### Data to use ###

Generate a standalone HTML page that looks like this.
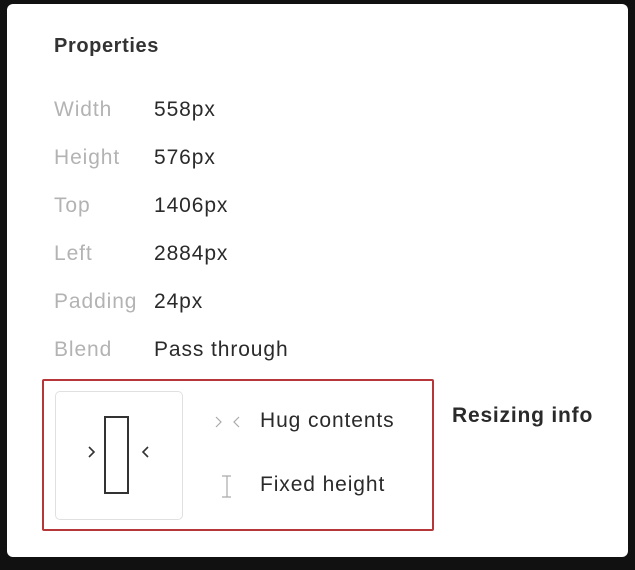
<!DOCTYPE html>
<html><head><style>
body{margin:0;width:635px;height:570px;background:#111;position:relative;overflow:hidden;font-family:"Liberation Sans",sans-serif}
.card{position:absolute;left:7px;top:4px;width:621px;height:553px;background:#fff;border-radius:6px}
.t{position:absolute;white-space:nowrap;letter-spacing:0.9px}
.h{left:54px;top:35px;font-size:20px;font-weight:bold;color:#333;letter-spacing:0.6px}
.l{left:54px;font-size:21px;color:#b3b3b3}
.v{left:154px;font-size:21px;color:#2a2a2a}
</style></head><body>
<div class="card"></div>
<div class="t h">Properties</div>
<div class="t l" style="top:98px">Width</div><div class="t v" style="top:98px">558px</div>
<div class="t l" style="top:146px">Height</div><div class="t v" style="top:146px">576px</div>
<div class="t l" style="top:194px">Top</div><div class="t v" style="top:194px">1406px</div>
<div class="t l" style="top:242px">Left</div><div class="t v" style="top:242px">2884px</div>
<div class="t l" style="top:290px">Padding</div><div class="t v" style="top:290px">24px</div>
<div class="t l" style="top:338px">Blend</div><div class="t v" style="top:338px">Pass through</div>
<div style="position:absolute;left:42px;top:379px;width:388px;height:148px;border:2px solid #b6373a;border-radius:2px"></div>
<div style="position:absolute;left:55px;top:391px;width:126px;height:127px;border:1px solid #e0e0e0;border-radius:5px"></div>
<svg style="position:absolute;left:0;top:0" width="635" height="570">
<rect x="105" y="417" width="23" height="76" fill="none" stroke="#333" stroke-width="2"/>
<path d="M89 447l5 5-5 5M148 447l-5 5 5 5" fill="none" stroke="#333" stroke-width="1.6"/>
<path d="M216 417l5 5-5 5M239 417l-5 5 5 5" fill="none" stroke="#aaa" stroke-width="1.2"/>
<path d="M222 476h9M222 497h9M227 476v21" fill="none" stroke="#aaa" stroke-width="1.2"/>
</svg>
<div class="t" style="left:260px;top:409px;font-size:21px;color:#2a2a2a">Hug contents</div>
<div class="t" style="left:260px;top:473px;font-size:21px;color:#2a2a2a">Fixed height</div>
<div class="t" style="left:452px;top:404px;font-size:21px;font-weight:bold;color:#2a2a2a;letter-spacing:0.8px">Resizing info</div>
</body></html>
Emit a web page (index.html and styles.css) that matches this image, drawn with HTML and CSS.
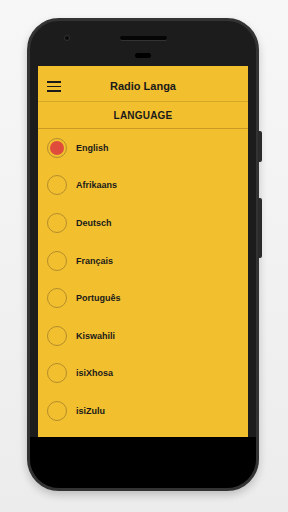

###

● **What is required**
Reproduce every line from the entries that holds the word "this".

● **Response below**
Generate a standalone HTML page that looks like this.
Emit a web page (index.html and styles.css) that matches this image, drawn with HTML and CSS.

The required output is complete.